I'll admit it. I've not been in the best state of mind recently. And maybe it is starting to wear on me a bit. I'm making mistakes. These are not good times in which to make mistakes. Daggers are drawn. People are willing to sacrifice the innocent.
C'est la guerre.
In my rush to make yesterday's meeting, I got there an hour early. I had the time wrong. When everyone showed up, it was not the meeting I thought. The CEO is retiring, and this meeting was run by a headhunter group hired to find a new one. They were seeking input from the company executives about what qualities they thought the new CEO should have.
I listened for about ten minutes before I raised my hand.
"Well. . . this all sounds like it came from a Wiki page under the heading "Qualities of a CEO."
I went on from there, but there was an audible rumbling in the room.

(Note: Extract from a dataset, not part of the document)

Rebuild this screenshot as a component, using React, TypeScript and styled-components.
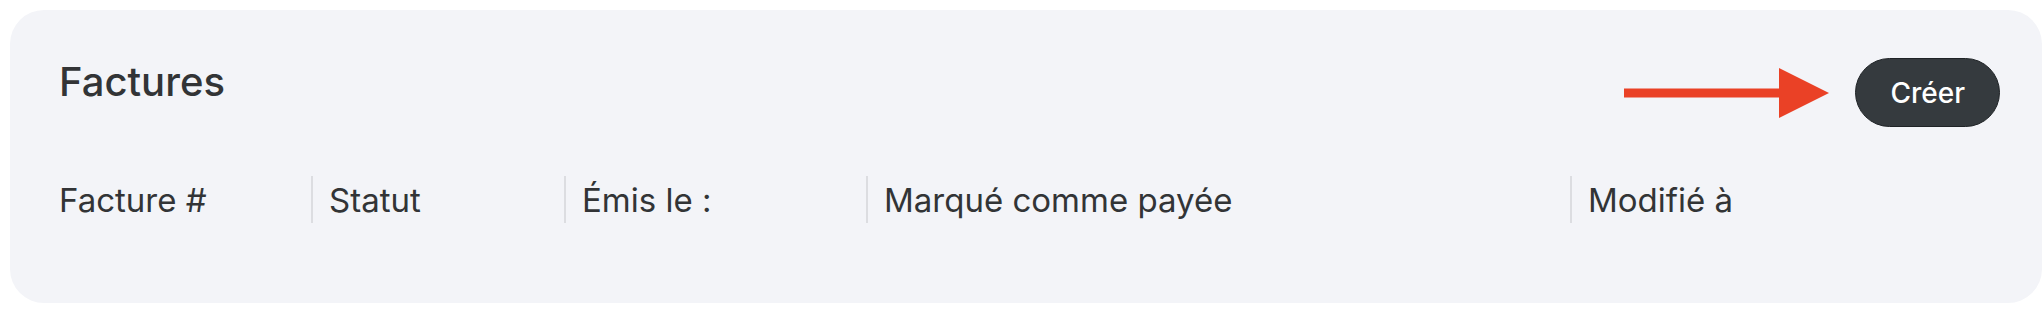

Why in the fuck did I say that? It wasn't smart.
My day got no better. I tangled with people over and over again, people of equal or higher standing in the company.
It's Trump and the environment he has created. That has to be it. We're all going to get microwaved to death sooner or later because of him.
My week doesn't get any easier. I don't know if I'll even have time to take a walk in the next three days. I'm not having fun.
My buddy sent me an interview with the painter Russel Chatham from which this comes:
“I’m not a businessman. If any money crosses my path, it is gone faster than butter in an oven. I have no savings, no retirement. I have whatever’s in my wallet."
I start thinking about the future.
This morning, front and center on the N.Y. Times page, there's this.
Here are a few excerpts.
“Everybody around me has died, one after another, and I’m the only one left,” she said. “But when I think about death, I’m afraid.”
When I first met Mrs. Ito, it barely occurred to me that no one else had called or visited that afternoon. Only weeks later did she tell me — excitedly, as if she had been waiting for me to ask — that her birthday had fallen on the day of my first visit.
Instead, she had simply handed me her book: “Chieko’s 53 years in Tokiwadaira danchi.” It was an encyclopedia of dates, names, events and photos spanning 394 pages. No one else had read it, and it wasn’t clear then, even to her, why she had gone through the considerable trouble of composing drafts in longhand, typing it up on her laptop and printing it out.
“Writing is such a hassle, so it’s strange, this need to write,” she said.
Ito ultimately concluded that she had started writing to break the solitude, so she wouldn’t forget. “Even the unhappy events,” she said. “Otherwise, everything is lost forever.”
Sitting in Mrs. Ito’s apartment, I remembered that she had mentioned a collection of photo albums of her balcony. I asked to see it, and she immediately pulled out 11 slim albums cataloged with her typical precision.
But the photos in these albums were all of flowers, flowers that Mrs. Ito had kept on her balcony since her daughter’s death — amaryllises, geraniums, carnations, roses, morning glories, narcissuses, marigolds, every flower, it seemed, with the exception of chrysanthemums.
“I wonder,” she said earnestly, “why I took so many.”
I sent this to friends with a comment: "I can see the future from here."